The Ceiba is not only sacred to Afro-Cuban religions, but also to the Taíno. This immense tree spreads its kapok silk cotton bound seed, mythical cu-buyá. Bursting from its pods, the buyá, in Cuba as in Zuanía the Amazonian ancestral land of the Taíno, the sacred, brown and white, down cotton sperm of life, comes floating down.

The vital fluff of buyá flies far from the Ceiba’s immense two hundred feet height. Its seed is tropical summer snow. This seed has crossed the Atlantic between Africa and Brazil, lofting on the winds. Buyá called kapok in floatation jackets was life saver for WWII sailors abandoning torpedoed ships sunk in the chill North Atlantic.

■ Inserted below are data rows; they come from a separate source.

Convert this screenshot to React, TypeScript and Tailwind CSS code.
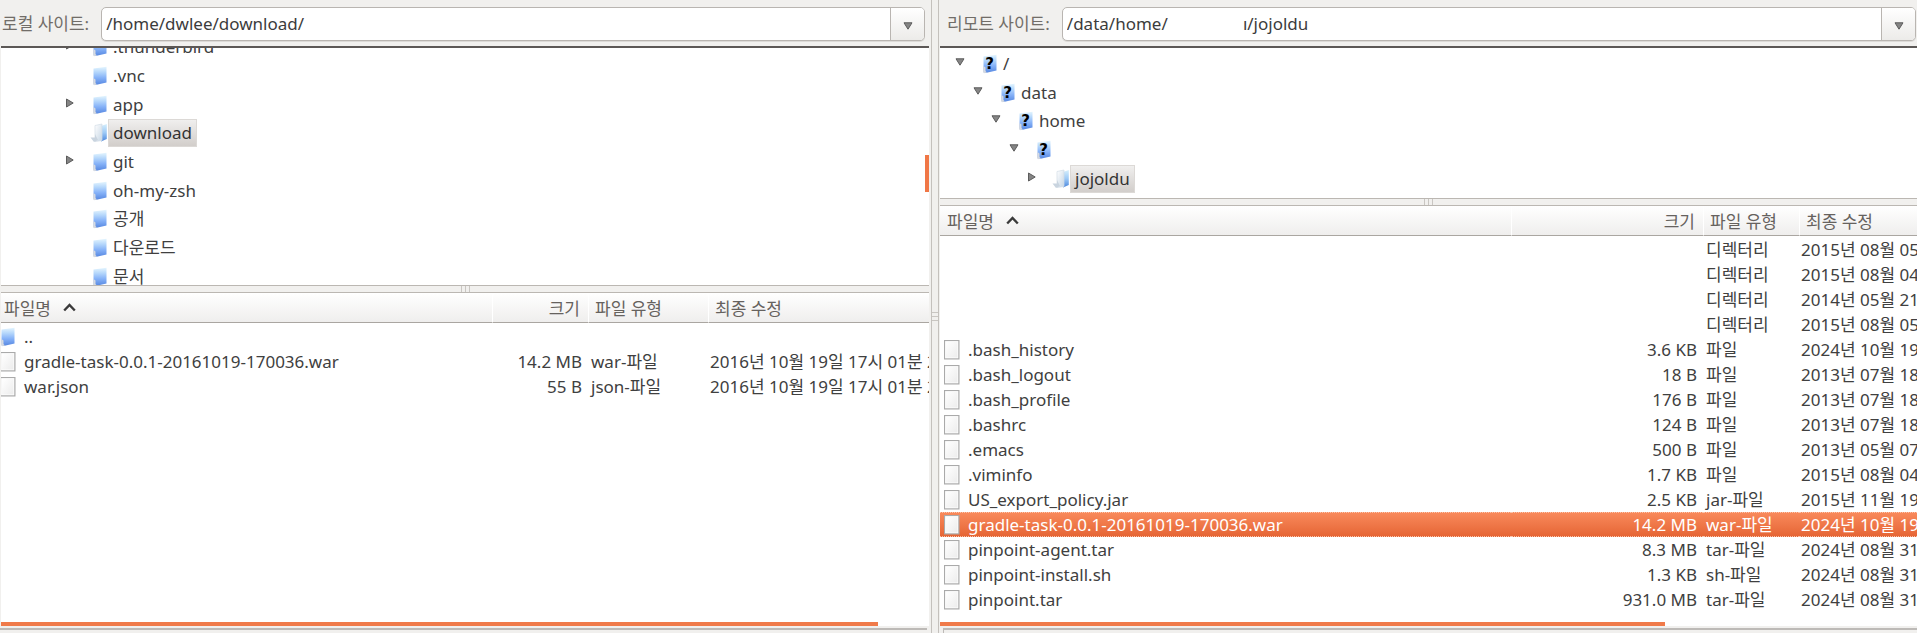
import React from "react";

type TreeNode = {
  name: string;
  depth: number;
  icon: "folder" | "open" | "unknown";
  arrow?: "right" | "down";
  selected?: boolean;
};

type FileRow = {
  name: string;
  size: string;
  type: string;
  date: string;
  icon?: "folder" | "file";
  selected?: boolean;
};

const localTree: TreeNode[] = [
  { name: ".thunderbird", depth: 0, icon: "folder", arrow: "right" },
  { name: ".vnc", depth: 0, icon: "folder" },
  { name: "app", depth: 0, icon: "folder", arrow: "right" },
  { name: "download", depth: 0, icon: "open", selected: true },
  { name: "git", depth: 0, icon: "folder", arrow: "right" },
  { name: "oh-my-zsh", depth: 0, icon: "folder" },
  { name: "공개", depth: 0, icon: "folder" },
  { name: "다운로드", depth: 0, icon: "folder" },
  { name: "문서", depth: 0, icon: "folder" },
];

const remoteTree: TreeNode[] = [
  { name: "/", depth: 0, icon: "unknown", arrow: "down" },
  { name: "data", depth: 1, icon: "unknown", arrow: "down" },
  { name: "home", depth: 2, icon: "unknown", arrow: "down" },
  { name: "", depth: 3, icon: "unknown", arrow: "down" },
  { name: "jojoldu", depth: 4, icon: "open", arrow: "right", selected: true },
];

const localFiles: FileRow[] = [
  { name: "..", size: "", type: "", date: "", icon: "folder" },
  { name: "gradle-task-0.0.1-20161019-170036.war", size: "14.2 MB", type: "war-파일", date: "2016년 10월 19일 17시 01분 2", icon: "file" },
  { name: "war.json", size: "55 B", type: "json-파일", date: "2016년 10월 19일 17시 01분 2", icon: "file" },
];

const remoteFiles: FileRow[] = [
  { name: "", size: "", type: "디렉터리", date: "2015년 08월 05" },
  { name: "", size: "", type: "디렉터리", date: "2015년 08월 04" },
  { name: "", size: "", type: "디렉터리", date: "2014년 05월 21" },
  { name: "", size: "", type: "디렉터리", date: "2015년 08월 05" },
  { name: ".bash_history", size: "3.6 KB", type: "파일", date: "2024년 10월 19", icon: "file" },
  { name: ".bash_logout", size: "18 B", type: "파일", date: "2013년 07월 18", icon: "file" },
  { name: ".bash_profile", size: "176 B", type: "파일", date: "2013년 07월 18", icon: "file" },
  { name: ".bashrc", size: "124 B", type: "파일", date: "2013년 07월 18", icon: "file" },
  { name: ".emacs", size: "500 B", type: "파일", date: "2013년 05월 07", icon: "file" },
  { name: ".viminfo", size: "1.7 KB", type: "파일", date: "2015년 08월 04", icon: "file" },
  { name: "US_export_policy.jar", size: "2.5 KB", type: "jar-파일", date: "2015년 11월 19", icon: "file" },
  { name: "gradle-task-0.0.1-20161019-170036.war", size: "14.2 MB", type: "war-파일", date: "2024년 10월 19", icon: "file", selected: true },
  { name: "pinpoint-agent.tar", size: "8.3 MB", type: "tar-파일", date: "2024년 08월 31", icon: "file" },
  { name: "pinpoint-install.sh", size: "1.3 KB", type: "sh-파일", date: "2024년 08월 31", icon: "file" },
  { name: "pinpoint.tar", size: "931.0 MB", type: "tar-파일", date: "2024년 08월 31", icon: "file" },
];

function FolderIcon({ unknown = false }: { unknown?: boolean }) {
  return (
    <svg width="16" height="20" viewBox="0 0 16 20" className="shrink-0" aria-hidden="true">
      <defs>
        <linearGradient id="folderBlue" x1="0" y1="0" x2="0" y2="1">
          <stop offset="0" stopColor="#e4f5fe" />
          <stop offset="0.3" stopColor="#b4d6fb" />
          <stop offset="0.6" stopColor="#86b2f8" />
          <stop offset="1" stopColor="#5586e0" />
        </linearGradient>
      </defs>
      <path d="M1.5 2.5 L14.5 0.8 V16.5 L3.5 19 L1.5 18 Z" fill="url(#folderBlue)" />
      <path d="M1.5 12 L3.5 13.5 V17 L5 18.6 L2 19.2 L1 18 Z" fill="#d5dae2" />
      {unknown && (
        <text x="7.5" y="15" textAnchor="middle" fontSize="15" fontWeight="700" fontFamily="DejaVu Sans, sans-serif" fill="#000">
          ?
        </text>
      )}
    </svg>
  );
}

function OpenFolderIcon() {
  return (
    <svg width="18" height="20" viewBox="0 0 18 20" className="shrink-0" aria-hidden="true">
      <defs>
        <linearGradient id="openBlue" x1="0" y1="0" x2="0" y2="1">
          <stop offset="0" stopColor="#d6effc" />
          <stop offset="0.5" stopColor="#9cc9f6" />
          <stop offset="1" stopColor="#4b86dc" />
        </linearGradient>
        <linearGradient id="openWhite" x1="0" y1="0" x2="1" y2="1">
          <stop offset="0" stopColor="#ffffff" />
          <stop offset="1" stopColor="#c5d5e4" />
        </linearGradient>
      </defs>
      <path d="M11 3 L16.8 1 V16 L11 18.5 Z" fill="url(#openBlue)" />
      <path d="M5 2.5 L12 1 V17.5 L5 18.5 Z" fill="url(#openWhite)" stroke="#d3dde6" strokeWidth="0.7" />
      <path d="M0.5 14.5 H5 V11 L8 17 L4 19 Z" fill="#c9d4df" />
    </svg>
  );
}

function FileIcon() {
  return (
    <svg width="16" height="20" viewBox="0 0 16 20" className="shrink-0" aria-hidden="true">
      <defs>
        <linearGradient id="paper" x1="0" y1="0" x2="1" y2="1">
          <stop offset="0" stopColor="#ffffff" />
          <stop offset="1" stopColor="#ececec" />
        </linearGradient>
      </defs>
      <rect x="0.5" y="0.5" width="14.4" height="18.4" fill="#fff" stroke="#aaaaaa" strokeWidth="1.2" />
      <rect x="2" y="2" width="11.5" height="15.5" fill="url(#paper)" />
    </svg>
  );
}

function Expander({ dir }: { dir: "right" | "down" }) {
  return (
    <svg width="10" height="10" viewBox="0 0 10 10" aria-hidden="true">
      <path
        d={dir === "right" ? "M1.5 1 V9 L8.2 5 Z" : "M1 1.8 H9 L5 8.2 Z"}
        fill="#858585"
        stroke="#5c5c5c"
        strokeWidth="1"
        strokeLinejoin="round"
      />
    </svg>
  );
}

const indents = ["pl-0", "pl-[18px]", "pl-9", "pl-[54px]", "pl-[72px]"];

function Tree({ nodes, label, className }: { nodes: TreeNode[]; label: string; className: string }) {
  return (
    <ul aria-label={label} className={`flex flex-col ${className}`}>
      {nodes.map((node, i) => (
        <li key={i} className={`flex min-h-0 flex-1 items-center ${indents[node.depth]}`}>
          <span className="flex w-[26px] shrink-0 items-center">
            {node.arrow && (
              <button type="button" aria-label={`${label} ${i + 1}`} className="mb-1">
                <Expander dir={node.arrow} />
              </button>
            )}
          </span>
          <span className="flex w-[17px] shrink-0 justify-end">
            {node.icon === "open" ? <OpenFolderIcon /> : <FolderIcon unknown={node.icon === "unknown"} />}
          </span>
          <span
            className={
              node.selected
                ? "flex h-7 items-center border border-[#dcd9d6] bg-linear-to-b from-[#f0efee] to-[#d2cecb] px-1 text-[#333]"
                : "flex h-7 items-center px-[5px]"
            }
          >
            {node.name}
          </span>
        </li>
      ))}
    </ul>
  );
}

function SiteBar({ id, label, value, className }: { id: string; label: string; value: string; className: string }) {
  return (
    <div className={`flex h-[46px] shrink-0 items-center gap-3 pt-[2px] ${className}`}>
      <label htmlFor={id} className="shrink-0 text-[#716d68]">
        {label}
      </label>
      <div className="flex h-[34px] min-w-0 flex-1 overflow-hidden rounded-[5px] border border-[#b9b5b1] bg-white shadow-[0_1px_0_#dcdad7]">
        <input id={id} type="text" defaultValue={value} className="min-w-0 flex-1 bg-transparent px-1 text-[#3c3c3c] outline-none" />
        <button
          type="button"
          aria-label={`${label} 목록`}
          className="flex w-[34px] items-center justify-center border-l border-[#b9b5b1] bg-linear-to-b from-white to-[#ecebe9] pt-1"
        >
          <Expander dir="down" />
        </button>
      </div>
    </div>
  );
}

function FileTable({ rows, cols, padHead, padName }: { rows: FileRow[]; cols: string[]; padHead: string; padName: string }) {
  const head = "flex h-[30px] items-center border-b border-[#aaa6a1] bg-linear-to-b from-white to-[#efeeed] pt-[3px] whitespace-nowrap";
  return (
    <table className="w-full table-fixed border-separate border-spacing-0">
      <colgroup>
        <col />
        <col className={cols[0]} />
        <col className={cols[1]} />
        <col className={cols[2]} />
      </colgroup>
      <thead>
        <tr className="text-left text-[#66625e]">
          <th scope="col" aria-sort="ascending" className="p-0 pb-px font-normal">
            <div className={`${head} ${padHead} gap-3`}>
              파일명
              <svg width="13" height="9" viewBox="0 0 13 9" className="mb-1" aria-hidden="true">
                <path d="M1.2 7.5 L6.5 2 L11.8 7.5" fill="none" stroke="#3a3a3a" strokeWidth="2.4" />
              </svg>
            </div>
          </th>
          <th scope="col" className="p-0 pb-px font-normal">
            <div className={`${head} justify-end border-l border-l-white pr-2`}>크기</div>
          </th>
          <th scope="col" className="p-0 pb-px font-normal">
            <div className={`${head} border-l border-l-white pl-[6px]`}>파일 유형</div>
          </th>
          <th scope="col" className="p-0 pb-px font-normal">
            <div className={`${head} border-l border-l-white pl-[6px]`}>최종 수정</div>
          </th>
        </tr>
      </thead>
      <tbody>
        {rows.map((row, i) => (
          <tr
            key={i}
            className={
              row.selected
                ? "h-[25px] bg-linear-to-b from-[#f98a5c] to-[#e56433] text-white [&>td]:border-y [&>td]:border-dotted [&>td]:border-[#fbc3aa]"
                : "h-[25px]"
            }
          >
            <td className="overflow-hidden p-0">
              <div className={`flex h-[23px] items-center gap-2 whitespace-nowrap ${padName}`}>
                {row.icon === "file" && <FileIcon />}
                {row.icon === "folder" && <FolderIcon />}
                {row.name}
              </div>
            </td>
            <td className="overflow-hidden p-0 pr-[6px] text-right whitespace-nowrap">{row.size}</td>
            <td className="overflow-hidden p-0 pl-[3px] whitespace-nowrap">{row.type}</td>
            <td className="overflow-hidden p-0 pl-[2px] whitespace-nowrap">{row.date}</td>
          </tr>
        ))}
      </tbody>
    </table>
  );
}

function Grip({ className }: { className: string }) {
  return (
    <div className={`flex items-center justify-center gap-[3px] ${className}`}>
      <i className="min-h-px min-w-px self-stretch bg-[#c9c6c2]" />
      <i className="min-h-px min-w-px self-stretch bg-[#c9c6c2]" />
      <i className="min-h-px min-w-px self-stretch bg-[#c9c6c2]" />
    </div>
  );
}

export default function App() {
  return (
    <main className="grid h-screen min-h-[480px] grid-cols-[minmax(0,932fr)_6px_minmax(0,979fr)] overflow-hidden bg-[#f1f0ee] font-['Noto_Sans','Noto_Sans_CJK_KR',sans-serif] text-[17px] leading-5 text-[#404040]">
      <section aria-label="로컬" className="flex min-w-0 flex-col border-r border-[#c4c1bd]">
        <SiteBar id="local-site" label="로컬 사이트:" value="/home/dwlee/download/" className="pr-[6px] pl-[2px]" />
        <div className="relative mr-[2px] ml-px h-60 shrink-0 overflow-hidden border-t-2 border-b border-t-[#5c5856] border-b-[#bbb7b2] bg-white">
          <Tree nodes={localTree} label="로컬 폴더" className="-mt-[15px] h-[258px] pl-16" />
          <div className="absolute top-[107px] right-0 h-[37px] w-1 bg-[#f07746]" />
        </div>
        <Grip className="h-[6px] shrink-0" />
        <div className="mr-[2px] ml-px flex min-h-0 flex-1 flex-col border-t border-[#bbb7b2] bg-white">
          <div className="min-h-0 flex-1 overflow-hidden">
            <FileTable rows={localFiles} cols={["w-24", "w-[120px]", "w-[221px]"]} padHead="pl-[3px]" padName="pl-0 -ml-px" />
          </div>
          <div className="grid h-1 shrink-0 grid-cols-[877fr_51fr]">
            <div className="bg-[#f07a49]" />
          </div>
        </div>
        <div className="mt-[2px] mr-1 h-[5px] shrink-0 border-t-2 border-[#bdbab7]" />
      </section>

      <Grip className="flex-col" />

      <section aria-label="리모트" className="flex min-w-0 flex-col border-l border-[#c4c1bd]">
        <SiteBar
          id="remote-site"
          label="리모트 사이트:"
          value={"/data/home/" + "\u00a0".repeat(17) + "ı/jojoldu"}
          className="pr-px pl-2"
        />
        <div className="ml-px h-[153px] shrink-0 overflow-hidden border-t-2 border-b border-t-[#5c5856] border-b-[#bbb7b2] bg-white">
          <Tree nodes={remoteTree} label="리모트 폴더" className="mt-[2px] h-[143px] pl-[15px]" />
        </div>
        <Grip className="h-[6px] shrink-0" />
        <div className="ml-px flex min-h-0 flex-1 flex-col border-t border-[#bbb7b2] bg-white">
          <div className="min-h-0 flex-1 overflow-hidden">
            <FileTable rows={remoteFiles} cols={["w-48", "w-24", "w-[118px]"]} padHead="pl-[7px]" padName="pl-1" />
          </div>
          <div className="grid h-1 shrink-0 grid-cols-[725fr_252fr]">
            <div className="bg-[#f07a49]" />
          </div>
        </div>
        <div className="mt-[2px] ml-1 h-[5px] shrink-0 border-t-2 border-l border-[#bdbab7]" />
      </section>
    </main>
  );
}
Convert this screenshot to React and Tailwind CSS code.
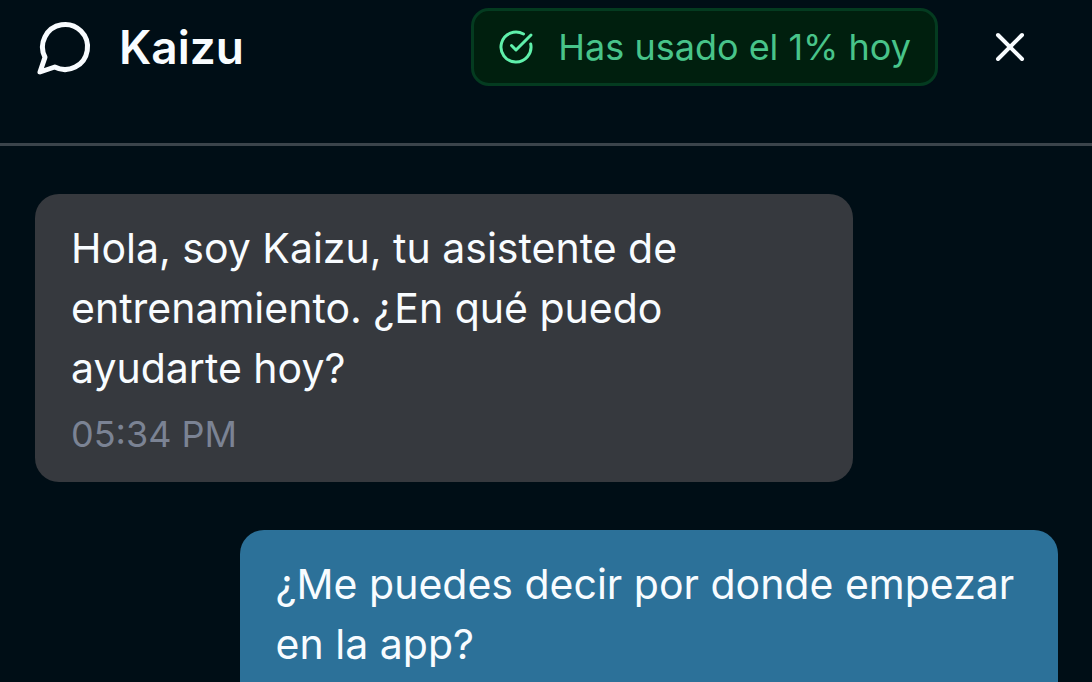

Yagua, the Taíno name for the royal palm, is revered by Afro-Cuban religions as the abode of the Chango, the lecherous Orisha god of thunder. When Saint Barbara became Christian, her legend relates, her father chopped off her head with his sword, only to be struck down by lightening. From this, St. Barbara became patron of artillerymen, miners, artillery or anything else that explodes or thunders. Thus, Chango’s believers worship him in guise of sword carrying Santa Bárbara.

This Afro-Cuban mythology is far less strong in these Taíno influenced mountains. I do not believe in such, not even when the fronds of the Royal Palm fall. Then the yagua, the common name of now given only to the huge frond’s flat petiole, not as in the Taíno tradition the whole palm tree, slaps the ground very hard, making a loud noise as if in thunder.

Palms and Ceibas are alive and thus not here. This is a log-yard.

Here all trees are dead. Each log, fruit of the rape of these forests, is a cabinetmaker’s wet dream, and thus a precious commodity. Yet the logs lie here stripped of most bark as if without value. The imperfect bent forms of naturally grown trees are unidentifiable in the dark.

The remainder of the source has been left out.